Ethan Marcotte has written about seams and edges being a defining part of his work, and in his latest post1 he applies that same lens to the theme of organizational structure and collaboration, and how design system success stories haven’t been easily replicated. He writes:
[I]n my experience, design systems haven’t brought this kind of rich, cross-functional collaboration to most organizations. Instead, the existing divisions between design and implementation have become entrenched, and massively so.
Ethan breaks out a few specific reasons why we haven’t seen a direct improvement in collaboration as a result of design systems: limited resources, front-end complexity, and costs of collaboration. At the risk of repeating myself, I’m really convinced that organizations should start with the last item on the list. Otherwise we’ll treat design systems as a self-contained solution — instead of as a byproduct of deep organizational work.
Why do we often invert the order? One thing I’ve observed when working with clients is that cross-team collaboration needs a champion with enough authority to make that work happen, coupled with support from within the organization. (You also see this play out in diversity, equity, and inclusion work, but that’s another blog post for another time.) Without that external force, it isn’t surprising that teams will often iterate fast and hard, and create things that are tightly coupled to their immediate needs — because that’s where they have control. These teams often don’t have the authority to officially collaborate with other teams, or they lack the incentives to do so because collaboration is not a top-level priority for the organization.
Another way of looking at this is to appreciate how quickly design systems went from a tool that teams used to create products, to a product itself that could be sold to organizations hungry for the same results. You might compare it to the appeal of a capsule wardrobe: it’s easier, perhaps, to imagine all the ways a well-considered, interchangeable clothing system can make your life instantly better, instead of addressing deeper issues at the intersection of materialism and identity.
Adopting or creating a design system could address some issues (especially at the final level of assembling content or product) but leave deeper issues untouched. Those deeper issues are often what lead to the design system falling into dysfunction or misuse. It can also lead organizations to mis-identify their problems — they are likely not the exact same ones that Facebook/AirBnB/Saleforce were trying to solve with their design systems.
Bridging the gap
Ethan’s observation about the missed opportunities between design and implementation rings very, very true to me:
[T]here are surprisingly few products focused on the space between design and implementation—on bringing design workspaces and engineering workspaces closer together. This means that if your organization wants to close that gap, you’re going to have to take on a fair amount of custom development.
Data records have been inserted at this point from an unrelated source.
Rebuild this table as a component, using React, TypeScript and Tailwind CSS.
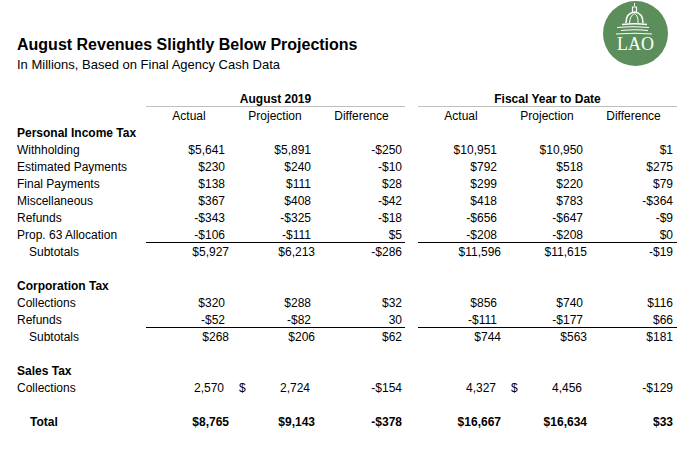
import type { ReactNode } from "react";

type Kind = "item" | "head" | "sub" | "total" | "blank" | "sales";

type RowData = {
  label?: string;
  kind: Kind;
  values?: string[];
  line?: boolean;
};

const rows: RowData[] = [
  { label: "Personal Income Tax", kind: "head" },
  { label: "Withholding", kind: "item", values: ["$5,641", "$5,891", "-$250", "$10,951", "$10,950", "$1"] },
  { label: "Estimated Payments", kind: "item", values: ["$230", "$240", "-$10", "$792", "$518", "$275"] },
  { label: "Final Payments", kind: "item", values: ["$138", "$111", "$28", "$299", "$220", "$79"] },
  { label: "Miscellaneous", kind: "item", values: ["$367", "$408", "-$42", "$418", "$783", "-$364"] },
  { label: "Refunds", kind: "item", values: ["-$343", "-$325", "-$18", "-$656", "-$647", "-$9"] },
  { label: "Prop. 63 Allocation", kind: "item", values: ["-$106", "-$111", "$5", "-$208", "-$208", "$0"], line: true },
  { label: "Subtotals", kind: "sub", values: ["$5,927", "$6,213", "-$286", "$11,596", "$11,615", "-$19"] },
  { kind: "blank" },
  { label: "Corporation Tax", kind: "head" },
  { label: "Collections", kind: "item", values: ["$320", "$288", "$32", "$856", "$740", "$116"] },
  { label: "Refunds", kind: "item", values: ["-$52", "-$82", "30", "-$111", "-$177", "$66"], line: true },
  { label: "Subtotals", kind: "sub", values: ["$268", "$206", "$62", "$744", "$563", "$181"] },
  { kind: "blank" },
  { label: "Sales Tax", kind: "head" },
  { label: "Collections", kind: "sales", values: ["2,570", "2,724", "-$154", "4,327", "4,456", "-$129"] },
  { kind: "blank" },
  { label: "Total", kind: "total", values: ["$8,765", "$9,143", "-$378", "$16,667", "$16,634", "$33"] },
];

// 17px rows like the spreadsheet; text sits 1px low like Excel draws it
const Cell = ({ children, className = "" }: { children?: ReactNode; className?: string }) => (
  <div className={`h-[17px] leading-[19px] whitespace-nowrap box-border ${className}`}>{children}</div>
);

const Logo = () => (
  <div className="w-[65px] h-[65px] rounded-full bg-[#5c8e5c] flex flex-col items-center mt-[1px] mr-[30px]">
    <svg width="65" height="35" viewBox="0 0 65 35" className="shrink-0">
      <path d="M31.5 2 L31.5 5" stroke="white" strokeWidth="1" />
      <path d="M29.5 11 L29.5 6 L33.5 6 L33.5 11" stroke="white" strokeWidth="1.2" fill="none" />
      <path d="M23 22 Q23 12 31.5 11 Q40 12 40 22" stroke="white" strokeWidth="1.6" fill="none" />
      <path d="M26.5 22 Q27 14.5 31.5 12.5 M35 22 Q35.5 15 31.5 12.5" stroke="white" strokeWidth="1" fill="none" />
      <path d="M19 23.5 Q32 22 44 23.5" stroke="white" strokeWidth="1.4" fill="none" />
      <path d="M14 26.5 Q30 25 46 26.5" stroke="white" strokeWidth="1.2" fill="none" />
      <path d="M18 29.5 Q33 28 45 29.5" stroke="white" strokeWidth="1.1" fill="none" />
      <path d="M13 33 Q33 31.5 49 33" stroke="white" strokeWidth="1" fill="none" />
    </svg>
    <span className="font-['Liberation_Serif',serif] text-[18px] leading-[18px] text-white -mt-[1px]">LAO</span>
  </div>
);

const DataRow = ({ row }: { row: RowData }) => {
  if (row.kind === "blank") {
    return <Cell className="col-span-8" />;
  }
  if (row.kind === "head") {
    return <Cell className="col-span-8 pl-[17px] font-bold">{row.label}</Cell>;
  }
  const v = row.values ?? [];
  const bold = row.kind === "total" ? "font-bold" : "";
  const shifted = row.kind === "sub" || row.kind === "total";
  const pad = shifted ? "pr-[3px]" : row.kind === "sales" ? "pr-[8px]" : "pr-[7px]";
  const line = row.line ? "border-b border-black" : "";
  const labelPad = row.kind === "sub" ? "pl-[29px]" : row.kind === "total" ? "pl-[30px]" : "pl-[17px]";

  const moneyCell = (text: string) =>
    row.kind === "sales" ? (
      <Cell className={`flex justify-between pl-[7px] ${pad} ${line}`}>
        <span>$</span>
        <span>{text}</span>
      </Cell>
    ) : (
      <Cell className={`text-right ${pad} ${line} ${bold}`}>{text}</Cell>
    );

  return (
    <>
      <Cell className={`${labelPad} ${bold}`}>{row.label}</Cell>
      <Cell className={`text-right ${pad} ${line} ${bold}`}>{v[0]}</Cell>
      {moneyCell(v[1])}
      <Cell className={`text-right pr-[3px] ${line} ${bold}`}>{v[2]}</Cell>
      <Cell />
      <Cell className={`text-right ${pad} ${line} ${bold}`}>{v[3]}</Cell>
      {moneyCell(v[4])}
      <Cell className={`text-right pr-[4px] ${line} ${bold}`}>{v[5]}</Cell>
    </>
  );
};

const App = () => {
  return (
    <div className="w-[698px] h-[455px] bg-white text-black font-['Liberation_Sans',Arial,sans-serif] overflow-hidden">
      <div className="h-[90px] flex justify-between items-start">
        <div className="pl-[17px] pt-[36px]">
          <h1 className="text-[16px] leading-[18px] font-bold">August Revenues Slightly Below Projections</h1>
          <p className="text-[13px] leading-[15px] mt-[3px]">In Millions, Based on Final Agency Cash Data</p>
        </div>
        <Logo />
      </div>

      <div className="grid grid-cols-[146px_86px_86px_87px_13px_86px_86px_87px] text-[12px]">
        <Cell />
        <Cell className="col-span-3 text-center font-bold border-b border-[#bfbfbf]">August 2019</Cell>
        <Cell />
        <Cell className="col-span-3 text-center font-bold border-b border-[#bfbfbf]">Fiscal Year to Date</Cell>

        <Cell />
        <Cell className="text-center">Actual</Cell>
        <Cell className="text-center">Projection</Cell>
        <Cell className="text-center">Difference</Cell>
        <Cell />
        <Cell className="text-center">Actual</Cell>
        <Cell className="text-center">Projection</Cell>
        <Cell className="text-center">Difference</Cell>

        {rows.map((row, i) => (
          <DataRow key={i} row={row} />
        ))}
      </div>
    </div>
  );
};

export default App;
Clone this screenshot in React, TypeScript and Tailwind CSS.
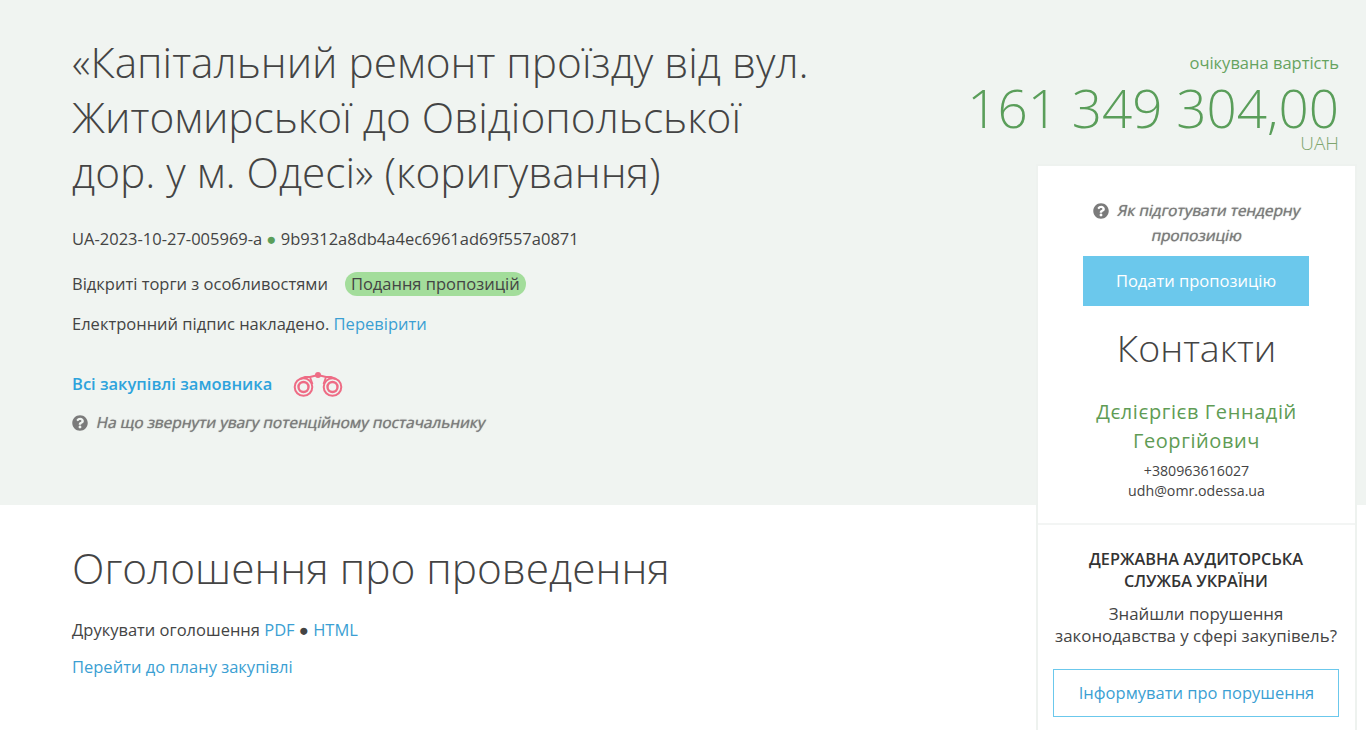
import React from "react";

const font = { fontFamily: '"Open Sans", sans-serif' };

function Help({ className }: { className: string }) {
  return (
    <svg viewBox="0 0 512 512" className={className} fill="#7b7b7b">
      <path d="M504 256c0 137-111 248-248 248S8 393 8 256 119 8 256 8s248 111 248 248zM262.7 90c-54.500 0-89.300 23-116.500 63.800-3.500 5.300-2.300 12.400 2.700 16.300l34.700 26.300c5.200 3.900 12.600 3 16.700-2.100 17.900-22.700 30.100-35.800 57.300-35.800 20.400 0 45.700 13.100 45.700 33 0 15-12.400 22.700-32.600 34-23.600 13.200-54.800 29.700-54.800 70.900V300c0 6.600 5.400 12 12 12h56c6.600 0 12-5.400 12-12v-1.300c0-28.600 83.500-29.800 83.500-107.200C379.400 133.200 319 90 262.700 90zM256 339.500c-25.500 0-46.200 20.700-46.200 46.200 0 25.500 20.700 46.300 46.200 46.300s46.200-20.700 46.200-46.200-20.700-46.300-46.200-46.300z" />
    </svg>
  );
}

function Binoculars() {
  return (
    <svg viewBox="0 0 52 28" className="w-[52px] h-[28px] ml-[20px] mt-[2px]" fill="none" stroke="#ee6c85">
      <circle cx="11.500" cy="16" r="8.800" strokeWidth="2" />
      <circle cx="11.500" cy="16" r="5" strokeWidth="2.400" />
      <circle cx="40.500" cy="16" r="8.800" strokeWidth="2" />
      <circle cx="40.500" cy="16" r="5" strokeWidth="2.400" />
      <path d="M8 8 L13 6 L18 6 L26 4 L34 6 L39 6 L44 8" strokeWidth="2" />
      <path d="M18 6 L20.500 13 M34 6 L31.500 13" strokeWidth="1.800" />
      <circle cx="26" cy="4" r="3" fill="#ee6c85" stroke="none" />
    </svg>
  );
}

export default function App() {
  return (
    <div style={font} className="relative h-[730px] overflow-hidden bg-white text-[#444444] text-[16.5px]">
      <header className="h-[505px] bg-[#f0f4f1] flex justify-between pl-[72px] pr-[27px] pt-[34px]">
        <div className="w-[760px]">
          <h1 className="text-[42.400px] leading-[55px] font-light m-0">
            «Капітальний ремонт проїзду від вул. Житомирської до Овідіопольської дор. у м. Одесі» (коригування)
          </h1>
          <p className="mt-[28px] leading-[24px]">
            UA-2023-10-27-005969-a <span className="text-[#5a9e5a]">●</span> 9b9312a8db4a4ec6961ad69f557a0871
          </p>
          <div className="mt-[20px] flex items-center h-[26px]">
            <span>Відкриті торги з особливостями</span>
            <span className="ml-[17px] rounded-full bg-[#a3dd9b] px-[6px] h-[24px] leading-[24px]">Подання пропозицій</span>
          </div>
          <p className="mt-[15px] leading-[24px]">
            Електронний підпис накладено. <span className="text-[#3b9fd3]">Перевірити</span>
          </p>
          <div className="mt-[35px] flex items-center h-[26px]">
            <span className="font-semibold text-[#2ea3dc]">Всі закупівлі замовника</span>
            <Binoculars />
          </div>
          <div className="mt-[14px] flex items-center h-[24px] text-[15.350px] text-[#7b7b7b] [text-shadow:0_0_1px_#7b7b7b]">
            <Help className="w-[16px] h-[16px] mr-[9px]" />
            <span className="inline-block -skew-x-12">На що звернути увагу потенційному постачальнику</span>
          </div>
        </div>
        <div className="text-right">
          <div className="mt-[17px] leading-[24px] text-[#66a35f]">очікувана вартість</div>
          <div className="text-[53px] leading-[50px] font-light text-[#5a9e5a] mt-[8px]">161 349 304,00</div>
          <div className="text-[19px] leading-[20px] font-light text-[#7fa66f]">UAH</div>
        </div>
      </header>

      <section className="pl-[72px] pt-[35px]">
        <h2 className="text-[42.400px] leading-[55px] font-light">Оголошення про проведення</h2>
        <p className="mt-[23px] leading-[24px]">
          Друкувати оголошення <span className="text-[#3b9fd3]">PDF</span> ● <span className="text-[#3b9fd3]">HTML</span>
        </p>
        <p className="mt-[13px] leading-[24px] text-[#3b9fd3]">Перейти до плану закупівлі</p>
      </section>

      <aside className="absolute left-[1036px] top-[164px] w-[321px] border-2 border-[#eef2ef] bg-white text-center">
        <div className="h-[357px] pt-[32px] flex flex-col items-center">
          <div className="w-[240px] text-[15.350px] text-[#7b7b7b] [text-shadow:0_0_1px_#7b7b7b] leading-[25px]">
            <div className="flex items-center justify-center">
              <Help className="w-[16px] h-[16px] mr-[9px]" />
              <span className="inline-block -skew-x-12">Як підготувати тендерну</span>
            </div>
            <div className="-skew-x-12">пропозицію</div>
          </div>
          <div className="mt-[8px] ml-[-1px] w-[226px] h-[50px] bg-[#6bc8ec] text-white leading-[50px]">Подати пропозицію</div>
          <div className="mt-[14px] text-[37.500px] leading-[56px] font-light">Контакти</div>
          <div className="mt-[21px] w-[260px] text-[20px] leading-[29px] text-[#5f9c55] tracking-[0.58px]">Дєлієргієв Геннадій Георгійович</div>
          <div className="mt-[6px] text-[14.200px] leading-[20px]">+380963616027</div>
          <div className="text-[14.200px] leading-[20px]">udh@omr.odessa.ua</div>
        </div>
        <div className="border-t-2 border-[#f3f5f4] pl-[15px] pr-[16px] pt-[23px] h-[220px]">
          <div className="font-semibold text-[16.300px] leading-[22px] text-[#333333]">
            ДЕРЖАВНА АУДИТОРСЬКА<br />СЛУЖБА УКРАЇНИ
          </div>
          <div className="mt-[11px] text-[16.850px] leading-[22px]">Знайшли порушення законодавства у сфері закупівель?</div>
          <div className="mt-[22px] h-[48px] border border-[#6bc8ec] text-[#3b9fd3] leading-[45px] pl-px">Інформувати про порушення</div>
        </div>
      </aside>
    </div>
  );
}
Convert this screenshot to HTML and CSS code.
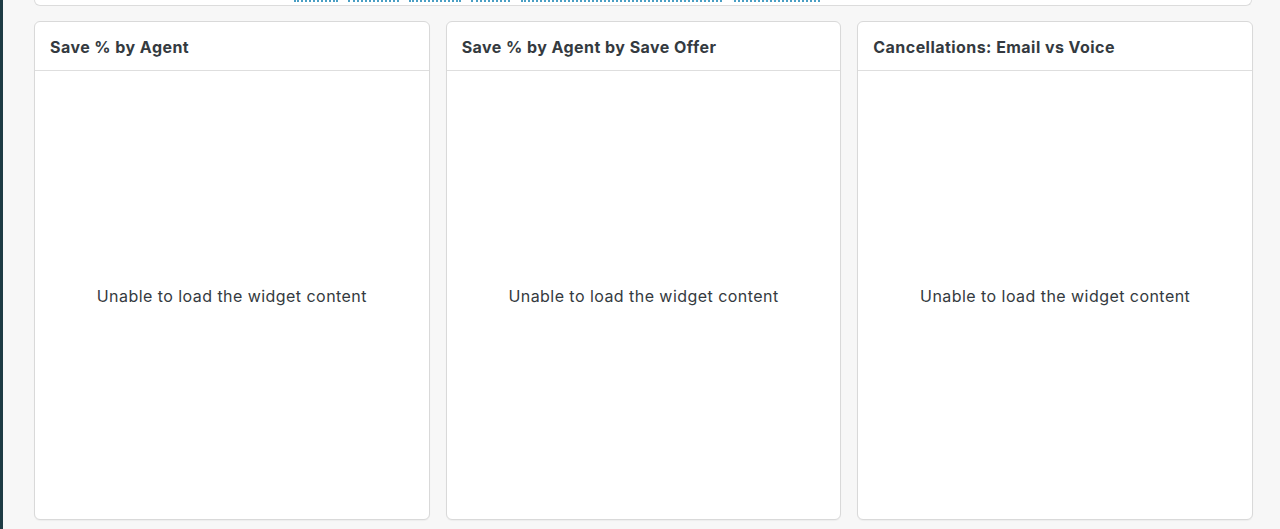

At Bluecadet our work tends to be more project-based instead of iterative product work. We’ve tried out a couple of things like InVision’s DSM — like Figma, you can pull tokens into your front end system with a little bit of elbow grease. It still requires coordination, though, and tight collaboration. When it’s worked well, it’s been the result of a designer and developer paired closely together.
I’m not convinced that there can be a universal product that addresses that design/implementation gap — it would likely be so specific that it would require a lot of work to modify. Perhaps the best we can do is focus on friendly API design that clearly defines the boundaries where human collaboration needs to happen.
Garden metaphors abound in web design circles, and I’ll risk adding one more to the mix: perhaps high-profile design system success stories can be compared to walking through someone else’s finished2 garden. We see that garden in bloom, and we are instantly inspired — and then tempted to replicate it. But maybe it’s better to accept that creating our own garden will result in something very, very different — a reflection of our own plot of land, emerging from work done slowly over time.